● Task description:
In the records below, find each line containing the word "with" and copy it.

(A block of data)
————————
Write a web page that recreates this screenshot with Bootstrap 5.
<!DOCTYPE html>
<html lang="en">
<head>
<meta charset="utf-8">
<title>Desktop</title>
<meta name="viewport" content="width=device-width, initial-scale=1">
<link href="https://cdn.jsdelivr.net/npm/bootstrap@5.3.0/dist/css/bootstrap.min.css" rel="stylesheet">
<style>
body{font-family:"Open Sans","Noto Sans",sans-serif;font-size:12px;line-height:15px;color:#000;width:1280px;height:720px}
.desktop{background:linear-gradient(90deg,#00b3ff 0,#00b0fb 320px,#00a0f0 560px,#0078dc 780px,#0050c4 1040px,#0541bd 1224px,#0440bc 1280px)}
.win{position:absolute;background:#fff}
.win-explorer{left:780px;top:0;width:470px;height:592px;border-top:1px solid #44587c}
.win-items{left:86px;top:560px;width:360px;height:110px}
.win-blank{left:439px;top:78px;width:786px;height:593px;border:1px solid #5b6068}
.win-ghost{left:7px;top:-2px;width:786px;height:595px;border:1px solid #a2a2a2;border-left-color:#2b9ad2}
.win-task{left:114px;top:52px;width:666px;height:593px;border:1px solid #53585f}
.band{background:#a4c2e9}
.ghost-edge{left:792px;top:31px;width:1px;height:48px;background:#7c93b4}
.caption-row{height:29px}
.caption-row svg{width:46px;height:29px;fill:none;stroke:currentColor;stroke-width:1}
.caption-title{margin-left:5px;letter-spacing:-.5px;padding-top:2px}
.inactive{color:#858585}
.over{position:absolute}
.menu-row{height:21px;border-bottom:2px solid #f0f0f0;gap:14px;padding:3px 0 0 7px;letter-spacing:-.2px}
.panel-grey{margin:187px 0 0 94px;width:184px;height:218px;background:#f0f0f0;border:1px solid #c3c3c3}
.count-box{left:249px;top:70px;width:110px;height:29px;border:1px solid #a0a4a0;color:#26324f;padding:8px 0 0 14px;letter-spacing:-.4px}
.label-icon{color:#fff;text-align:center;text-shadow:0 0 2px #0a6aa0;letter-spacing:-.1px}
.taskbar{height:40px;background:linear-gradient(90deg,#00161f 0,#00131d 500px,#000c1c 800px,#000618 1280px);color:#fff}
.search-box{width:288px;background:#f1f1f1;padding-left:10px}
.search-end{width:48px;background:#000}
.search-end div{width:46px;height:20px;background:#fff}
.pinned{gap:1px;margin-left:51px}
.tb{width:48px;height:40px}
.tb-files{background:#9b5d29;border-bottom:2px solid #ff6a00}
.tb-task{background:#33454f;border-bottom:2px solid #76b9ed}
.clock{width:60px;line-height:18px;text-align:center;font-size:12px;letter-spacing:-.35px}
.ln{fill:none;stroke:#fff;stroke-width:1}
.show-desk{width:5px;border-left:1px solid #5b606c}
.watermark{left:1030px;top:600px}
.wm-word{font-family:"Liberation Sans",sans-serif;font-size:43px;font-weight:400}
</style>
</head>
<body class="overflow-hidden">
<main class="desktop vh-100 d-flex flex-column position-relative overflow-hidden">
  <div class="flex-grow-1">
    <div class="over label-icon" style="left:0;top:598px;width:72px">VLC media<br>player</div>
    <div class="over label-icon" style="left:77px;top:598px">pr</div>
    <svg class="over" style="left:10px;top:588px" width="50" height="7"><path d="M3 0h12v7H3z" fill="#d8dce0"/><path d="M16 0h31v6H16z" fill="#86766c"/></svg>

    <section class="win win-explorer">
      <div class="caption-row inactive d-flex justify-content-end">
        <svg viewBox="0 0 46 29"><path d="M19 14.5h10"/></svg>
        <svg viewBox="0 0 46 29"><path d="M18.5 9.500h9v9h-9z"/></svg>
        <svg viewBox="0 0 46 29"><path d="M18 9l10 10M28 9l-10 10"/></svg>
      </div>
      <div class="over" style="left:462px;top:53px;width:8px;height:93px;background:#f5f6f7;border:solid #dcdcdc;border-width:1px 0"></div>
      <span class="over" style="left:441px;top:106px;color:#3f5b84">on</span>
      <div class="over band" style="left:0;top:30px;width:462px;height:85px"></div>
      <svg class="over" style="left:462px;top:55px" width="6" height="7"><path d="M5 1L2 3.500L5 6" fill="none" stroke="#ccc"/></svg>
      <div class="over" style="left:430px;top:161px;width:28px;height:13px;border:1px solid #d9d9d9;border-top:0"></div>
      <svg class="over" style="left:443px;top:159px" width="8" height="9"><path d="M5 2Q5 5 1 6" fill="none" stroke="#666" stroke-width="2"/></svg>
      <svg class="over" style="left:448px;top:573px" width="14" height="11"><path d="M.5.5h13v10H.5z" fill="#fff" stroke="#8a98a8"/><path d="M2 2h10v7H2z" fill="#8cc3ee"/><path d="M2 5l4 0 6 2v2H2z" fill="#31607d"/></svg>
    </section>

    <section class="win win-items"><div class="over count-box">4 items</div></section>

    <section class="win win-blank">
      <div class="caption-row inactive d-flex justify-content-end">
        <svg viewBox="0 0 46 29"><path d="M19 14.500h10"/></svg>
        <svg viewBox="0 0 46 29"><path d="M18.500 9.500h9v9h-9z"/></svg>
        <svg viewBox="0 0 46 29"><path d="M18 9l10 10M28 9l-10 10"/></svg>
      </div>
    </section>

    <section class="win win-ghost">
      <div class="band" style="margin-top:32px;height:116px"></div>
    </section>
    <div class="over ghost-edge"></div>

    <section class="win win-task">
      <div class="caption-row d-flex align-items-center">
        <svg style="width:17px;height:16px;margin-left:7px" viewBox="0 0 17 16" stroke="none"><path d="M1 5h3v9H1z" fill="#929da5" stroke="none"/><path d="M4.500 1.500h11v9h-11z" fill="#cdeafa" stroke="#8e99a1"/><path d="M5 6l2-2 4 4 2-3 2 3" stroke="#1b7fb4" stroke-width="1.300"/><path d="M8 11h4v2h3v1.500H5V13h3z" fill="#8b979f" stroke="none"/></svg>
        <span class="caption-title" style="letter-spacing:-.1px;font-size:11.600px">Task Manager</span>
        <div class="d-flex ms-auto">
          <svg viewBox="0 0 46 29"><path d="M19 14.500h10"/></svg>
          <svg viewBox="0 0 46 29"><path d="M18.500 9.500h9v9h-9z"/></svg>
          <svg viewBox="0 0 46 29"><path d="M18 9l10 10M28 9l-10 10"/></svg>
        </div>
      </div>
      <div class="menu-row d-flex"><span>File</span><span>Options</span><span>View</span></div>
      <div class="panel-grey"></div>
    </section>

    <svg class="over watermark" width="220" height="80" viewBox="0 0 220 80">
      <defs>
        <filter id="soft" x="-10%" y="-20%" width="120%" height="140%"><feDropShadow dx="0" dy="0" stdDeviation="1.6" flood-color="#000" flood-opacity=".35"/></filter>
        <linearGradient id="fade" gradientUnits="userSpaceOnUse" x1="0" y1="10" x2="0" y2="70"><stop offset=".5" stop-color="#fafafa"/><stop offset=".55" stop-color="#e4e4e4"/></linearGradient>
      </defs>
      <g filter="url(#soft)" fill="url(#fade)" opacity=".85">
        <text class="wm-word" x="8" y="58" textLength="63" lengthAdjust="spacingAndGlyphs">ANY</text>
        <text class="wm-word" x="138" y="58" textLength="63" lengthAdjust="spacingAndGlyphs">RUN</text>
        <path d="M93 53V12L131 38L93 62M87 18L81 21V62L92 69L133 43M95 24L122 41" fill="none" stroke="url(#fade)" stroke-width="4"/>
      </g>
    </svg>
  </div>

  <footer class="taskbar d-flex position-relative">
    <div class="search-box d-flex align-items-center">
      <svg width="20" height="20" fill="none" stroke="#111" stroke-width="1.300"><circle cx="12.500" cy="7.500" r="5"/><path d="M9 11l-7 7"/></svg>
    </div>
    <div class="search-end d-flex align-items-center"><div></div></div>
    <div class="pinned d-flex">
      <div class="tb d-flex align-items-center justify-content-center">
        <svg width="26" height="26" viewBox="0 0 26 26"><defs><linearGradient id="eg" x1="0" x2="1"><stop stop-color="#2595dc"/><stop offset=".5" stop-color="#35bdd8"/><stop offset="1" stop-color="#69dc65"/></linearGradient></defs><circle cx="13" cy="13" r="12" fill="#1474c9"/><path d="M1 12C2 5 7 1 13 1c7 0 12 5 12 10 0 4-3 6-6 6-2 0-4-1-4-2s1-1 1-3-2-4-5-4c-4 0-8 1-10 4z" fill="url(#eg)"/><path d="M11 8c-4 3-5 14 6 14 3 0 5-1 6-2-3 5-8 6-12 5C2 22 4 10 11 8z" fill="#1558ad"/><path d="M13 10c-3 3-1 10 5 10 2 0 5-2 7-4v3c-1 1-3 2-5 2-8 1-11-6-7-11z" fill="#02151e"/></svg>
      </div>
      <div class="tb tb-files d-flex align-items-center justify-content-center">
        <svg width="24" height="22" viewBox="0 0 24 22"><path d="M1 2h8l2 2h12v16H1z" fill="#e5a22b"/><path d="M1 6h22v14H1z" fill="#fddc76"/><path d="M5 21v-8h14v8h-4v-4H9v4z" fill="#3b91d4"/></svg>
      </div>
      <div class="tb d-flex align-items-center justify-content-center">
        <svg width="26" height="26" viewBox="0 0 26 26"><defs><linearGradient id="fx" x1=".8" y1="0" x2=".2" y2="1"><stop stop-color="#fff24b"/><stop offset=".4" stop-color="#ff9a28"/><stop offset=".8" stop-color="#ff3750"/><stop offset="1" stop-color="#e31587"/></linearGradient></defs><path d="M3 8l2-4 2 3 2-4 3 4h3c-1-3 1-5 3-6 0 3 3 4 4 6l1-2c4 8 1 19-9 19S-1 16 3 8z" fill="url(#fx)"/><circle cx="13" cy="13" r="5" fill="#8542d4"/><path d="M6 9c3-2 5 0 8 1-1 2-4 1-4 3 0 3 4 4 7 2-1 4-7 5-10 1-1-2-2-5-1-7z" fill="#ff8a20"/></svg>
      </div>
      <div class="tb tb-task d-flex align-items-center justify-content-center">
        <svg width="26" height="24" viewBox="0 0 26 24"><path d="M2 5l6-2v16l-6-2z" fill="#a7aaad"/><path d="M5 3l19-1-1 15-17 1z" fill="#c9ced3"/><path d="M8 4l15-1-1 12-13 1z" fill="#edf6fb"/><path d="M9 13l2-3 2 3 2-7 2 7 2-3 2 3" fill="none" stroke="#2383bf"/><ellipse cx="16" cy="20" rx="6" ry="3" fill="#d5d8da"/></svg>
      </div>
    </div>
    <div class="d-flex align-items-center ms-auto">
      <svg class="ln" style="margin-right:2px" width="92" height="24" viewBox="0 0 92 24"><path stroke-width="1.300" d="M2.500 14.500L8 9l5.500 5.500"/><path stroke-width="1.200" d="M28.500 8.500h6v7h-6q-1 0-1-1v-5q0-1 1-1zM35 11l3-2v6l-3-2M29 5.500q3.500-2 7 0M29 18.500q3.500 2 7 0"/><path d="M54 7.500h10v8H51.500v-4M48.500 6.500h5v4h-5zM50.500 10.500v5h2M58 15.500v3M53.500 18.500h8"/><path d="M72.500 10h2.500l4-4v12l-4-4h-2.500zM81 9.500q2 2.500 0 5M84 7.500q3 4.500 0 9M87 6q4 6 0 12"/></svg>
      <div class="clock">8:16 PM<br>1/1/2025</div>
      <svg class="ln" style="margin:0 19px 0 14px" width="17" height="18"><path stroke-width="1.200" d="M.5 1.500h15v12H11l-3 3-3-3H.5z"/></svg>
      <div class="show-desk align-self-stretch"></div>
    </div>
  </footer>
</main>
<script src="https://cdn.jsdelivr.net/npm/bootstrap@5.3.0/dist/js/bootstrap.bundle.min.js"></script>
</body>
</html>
————————
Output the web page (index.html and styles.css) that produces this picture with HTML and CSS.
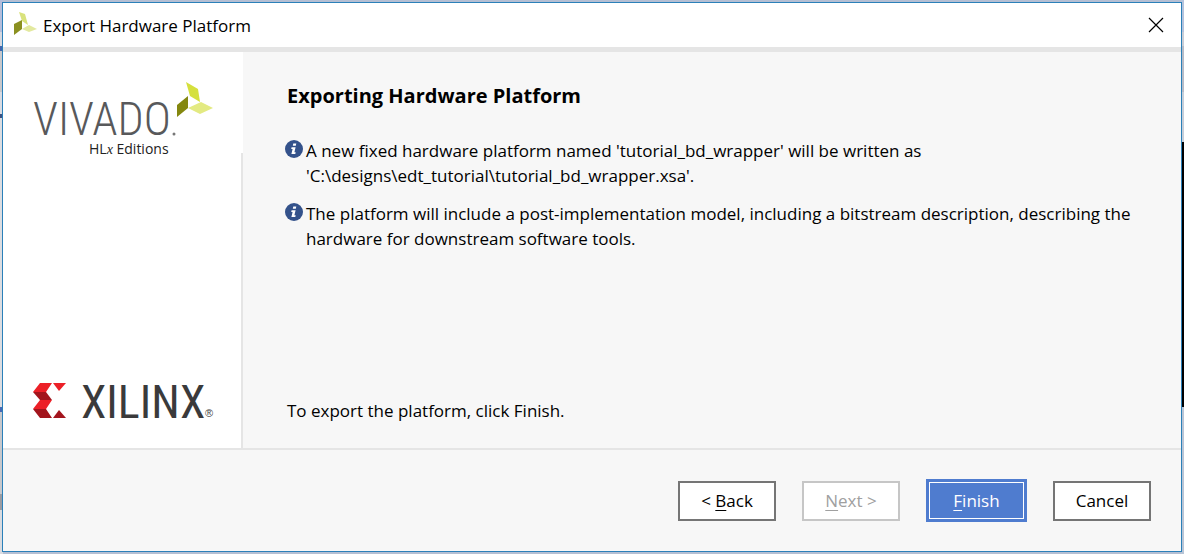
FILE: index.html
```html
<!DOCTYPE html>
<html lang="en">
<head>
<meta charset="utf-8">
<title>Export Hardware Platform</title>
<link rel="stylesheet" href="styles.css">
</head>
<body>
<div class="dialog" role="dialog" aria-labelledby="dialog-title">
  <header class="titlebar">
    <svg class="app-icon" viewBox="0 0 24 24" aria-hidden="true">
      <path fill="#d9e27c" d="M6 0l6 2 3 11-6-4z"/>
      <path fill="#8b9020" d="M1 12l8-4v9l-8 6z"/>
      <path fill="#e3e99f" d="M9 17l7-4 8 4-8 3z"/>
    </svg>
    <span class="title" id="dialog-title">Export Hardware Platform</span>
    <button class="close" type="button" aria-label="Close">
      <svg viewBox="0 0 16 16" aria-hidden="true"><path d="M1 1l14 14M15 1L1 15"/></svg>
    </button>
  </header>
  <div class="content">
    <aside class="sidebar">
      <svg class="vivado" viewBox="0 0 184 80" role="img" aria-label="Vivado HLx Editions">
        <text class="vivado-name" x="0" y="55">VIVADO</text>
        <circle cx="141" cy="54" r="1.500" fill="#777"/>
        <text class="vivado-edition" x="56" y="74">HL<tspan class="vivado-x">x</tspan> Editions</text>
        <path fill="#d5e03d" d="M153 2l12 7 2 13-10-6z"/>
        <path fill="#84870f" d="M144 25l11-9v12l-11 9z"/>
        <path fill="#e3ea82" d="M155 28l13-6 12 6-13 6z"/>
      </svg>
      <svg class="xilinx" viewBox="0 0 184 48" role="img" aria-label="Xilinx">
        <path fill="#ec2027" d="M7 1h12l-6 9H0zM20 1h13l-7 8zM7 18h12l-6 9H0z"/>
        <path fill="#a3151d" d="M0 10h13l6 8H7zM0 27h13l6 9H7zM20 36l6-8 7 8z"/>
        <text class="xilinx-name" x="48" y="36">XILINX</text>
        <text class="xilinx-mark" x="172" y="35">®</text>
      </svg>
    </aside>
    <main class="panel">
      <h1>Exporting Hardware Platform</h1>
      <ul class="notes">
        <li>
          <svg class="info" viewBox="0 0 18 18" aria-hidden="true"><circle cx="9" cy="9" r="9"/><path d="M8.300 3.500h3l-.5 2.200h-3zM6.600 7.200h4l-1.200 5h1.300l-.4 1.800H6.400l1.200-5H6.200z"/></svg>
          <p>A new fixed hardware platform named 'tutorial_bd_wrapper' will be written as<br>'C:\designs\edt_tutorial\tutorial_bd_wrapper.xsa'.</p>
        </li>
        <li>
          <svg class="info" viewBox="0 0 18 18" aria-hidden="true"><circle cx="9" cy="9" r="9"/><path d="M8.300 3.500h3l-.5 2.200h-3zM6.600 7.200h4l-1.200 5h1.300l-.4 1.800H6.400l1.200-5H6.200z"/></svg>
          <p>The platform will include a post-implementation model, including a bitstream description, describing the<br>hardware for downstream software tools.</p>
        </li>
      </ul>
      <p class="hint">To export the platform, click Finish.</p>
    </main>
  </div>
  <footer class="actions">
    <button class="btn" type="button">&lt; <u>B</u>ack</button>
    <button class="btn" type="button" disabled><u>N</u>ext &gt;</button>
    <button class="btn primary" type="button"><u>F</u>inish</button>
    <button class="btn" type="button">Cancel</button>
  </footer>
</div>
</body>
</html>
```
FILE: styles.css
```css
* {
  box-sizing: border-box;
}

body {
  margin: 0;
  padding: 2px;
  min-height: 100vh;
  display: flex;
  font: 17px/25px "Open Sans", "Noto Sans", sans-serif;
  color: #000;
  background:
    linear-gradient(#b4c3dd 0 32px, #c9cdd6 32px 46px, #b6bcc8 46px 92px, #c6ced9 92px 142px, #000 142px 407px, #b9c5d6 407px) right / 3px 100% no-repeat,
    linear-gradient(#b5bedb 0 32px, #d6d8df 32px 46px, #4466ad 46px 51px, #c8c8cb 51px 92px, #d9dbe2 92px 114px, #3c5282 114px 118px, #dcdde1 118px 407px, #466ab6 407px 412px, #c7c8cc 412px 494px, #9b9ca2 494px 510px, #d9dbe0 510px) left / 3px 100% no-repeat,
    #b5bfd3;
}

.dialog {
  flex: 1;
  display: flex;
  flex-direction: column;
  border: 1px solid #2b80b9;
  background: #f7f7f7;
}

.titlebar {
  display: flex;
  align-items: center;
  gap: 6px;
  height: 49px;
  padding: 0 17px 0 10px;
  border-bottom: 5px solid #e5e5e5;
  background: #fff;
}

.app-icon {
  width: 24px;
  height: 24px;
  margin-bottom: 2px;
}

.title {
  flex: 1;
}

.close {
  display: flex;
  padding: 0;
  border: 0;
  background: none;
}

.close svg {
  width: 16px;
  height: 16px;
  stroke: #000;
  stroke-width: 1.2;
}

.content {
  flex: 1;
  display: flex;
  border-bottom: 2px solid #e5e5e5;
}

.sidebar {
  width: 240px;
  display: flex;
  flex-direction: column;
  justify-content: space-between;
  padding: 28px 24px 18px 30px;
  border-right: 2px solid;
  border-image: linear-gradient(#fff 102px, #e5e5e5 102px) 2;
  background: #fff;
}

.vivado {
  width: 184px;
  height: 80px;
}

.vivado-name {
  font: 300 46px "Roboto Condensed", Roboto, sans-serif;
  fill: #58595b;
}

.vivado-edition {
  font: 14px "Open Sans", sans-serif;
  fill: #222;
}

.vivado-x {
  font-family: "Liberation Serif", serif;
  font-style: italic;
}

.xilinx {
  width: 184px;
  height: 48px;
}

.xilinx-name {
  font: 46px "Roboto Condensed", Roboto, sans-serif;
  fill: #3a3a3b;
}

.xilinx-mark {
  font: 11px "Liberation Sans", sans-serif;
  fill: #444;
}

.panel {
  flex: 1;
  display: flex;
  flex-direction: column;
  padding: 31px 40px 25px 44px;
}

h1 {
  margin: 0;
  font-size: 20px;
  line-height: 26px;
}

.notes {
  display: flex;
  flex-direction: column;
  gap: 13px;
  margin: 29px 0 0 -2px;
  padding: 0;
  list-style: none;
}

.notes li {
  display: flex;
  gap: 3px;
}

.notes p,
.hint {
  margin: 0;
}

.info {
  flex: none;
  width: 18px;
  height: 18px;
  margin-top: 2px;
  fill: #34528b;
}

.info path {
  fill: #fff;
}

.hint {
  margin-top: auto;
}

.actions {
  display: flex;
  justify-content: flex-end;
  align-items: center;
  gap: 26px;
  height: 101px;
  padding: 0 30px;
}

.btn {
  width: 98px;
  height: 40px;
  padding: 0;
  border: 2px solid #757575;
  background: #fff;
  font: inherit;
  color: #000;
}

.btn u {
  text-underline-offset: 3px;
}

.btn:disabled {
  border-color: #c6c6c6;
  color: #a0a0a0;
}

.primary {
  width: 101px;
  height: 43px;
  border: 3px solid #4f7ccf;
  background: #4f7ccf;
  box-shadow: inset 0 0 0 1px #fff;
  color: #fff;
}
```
————————
● Completed task:
Write a web page that recreates this screenshot with Bootstrap 5.
Output the web page (index.html and styles.css) that produces this picture with HTML and CSS.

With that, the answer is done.